10.21.2014

Fenomena Celana Dalam ......


From: <syauqiyahya@gmail.com>




Fenomena Celana Dalam dan Efek Jokowi

http://m.kompasiana.com/post/politik/2012/10/22/fenomena-celana-dalam-dan-efek-jokowi/

Oleh: Mohammad Faysal | 22 October 2012 | 16:45 WIB

Tak seorang pun yang tak mengenal celana dalam. Semua orang, terutama kaum hawa pasti mengerti apa itu celana dalam berikut fungsi dan peruntukannya. Tetapi keistimewaan celana dalam bukan karena wujud atau eksistensinya yang telah menjadi pengetahuan universal bagi hampir seluruh species manusia di muka bumi. Penampakan celana dalam menyimpan kekuatan yang akan sanggup meruntuhkan nalar sehat siapa saja.

Ketika anda bertemu dengan banyak orang seringkali secara tidak sengaja melihat guratan celana dalam dibalik balutan rok dan jeans ketat. Sajian pemandangan tak terduga yang akan membuat anda seketika membuang pandangan atau justru dengan gagah berani memelototinya karena dianggap sebagai satu tontonan langka sekaligus istimewa. Fantasi anda pun barangkali akan mulai bekerja diatas normal. Anda akan menebak warna, ukuran dan segala hal seputar celana dalam itu.

Celana dalam telah berubah menjadi teks saat anda berusaha membayangkannya (metakognisi). Anda akan melakukan interpretasi terhadap celana dalam. Tetapi ini tidak bisa anda lakukan dengan leluasa. Karena sistem sosial terlanjur menabukan pembicaraannya di ruang publik secara vulgar. Kuasa nilai, adat dan agama akan membatasi ruang gerak dan artikulasi interpretasi. Akhirnya fenomena celana dalam seperti lahir, dikenal dan kemudian tabu untuk dibicarakan.

Jokowi rupanya saat ini juga telah menjadi teks hidup yang dapat dilihat (persepsi) dan dibaca oleh siapapun. Hanya saja artikulasi interpretasi atas teks hidup ini rupanya tidak cukup mendapat ruang dalam realitas, persis seperti nasib celana dalam. Konteks sosial sedemikian rupa telah mengintimidasi pembacaan atas teks secara merdeka.

Resistensi dan romantisme kharisma yang diperagakan konteks demikian kuat memblocking setiap usaha interpretasi itu. Keadaan semacam ini sebenarnya tidaklah mencerminkan koeksistensi dan intoleransi terhadap pluralitas sosial.
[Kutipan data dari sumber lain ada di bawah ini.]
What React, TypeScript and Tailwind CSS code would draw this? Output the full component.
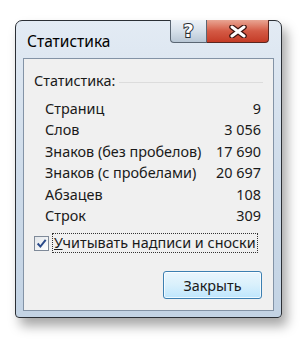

Pembacaan teks secara merdeka dipandang tabu namun disaat bersamaan justru mewacanakan transparansi.

Saya fikir situasi ini akan menjadi keadaan yang sangat mengkhawatirkan. Terjadi proses pembusukan makna. Wacana dan diskursus yang mempengaruhi dan dipengaruhi realitas akhirnya menggumpal menjadi korpus tertutup dan berwatak eksklusif. Monopoli interpretasi wacana dengan jelas memperagakan absolutisasi tafsir akibat phobia, trauma dan disorientasi kehidupan sosial dan politik.

Disorientasi itu antara lain dapat dicermati dari kultus atas kharisma seorang pemimpin yang sebetulnya hanya diperlukan pada tahap awal (Gus Dur: 2010). Dalam proses selanjutnya kharisma tersebut perlu ditunjang dengan kemampuan berfikir strategis sebagai imbangan untuk menghadapi kehidupan yang serba baru dan berubah. Jadi jelas, kharisma saja tidak dapat menyelesaikan perubahan zaman kecuali mereka yang ingin terjebak pada romantisme.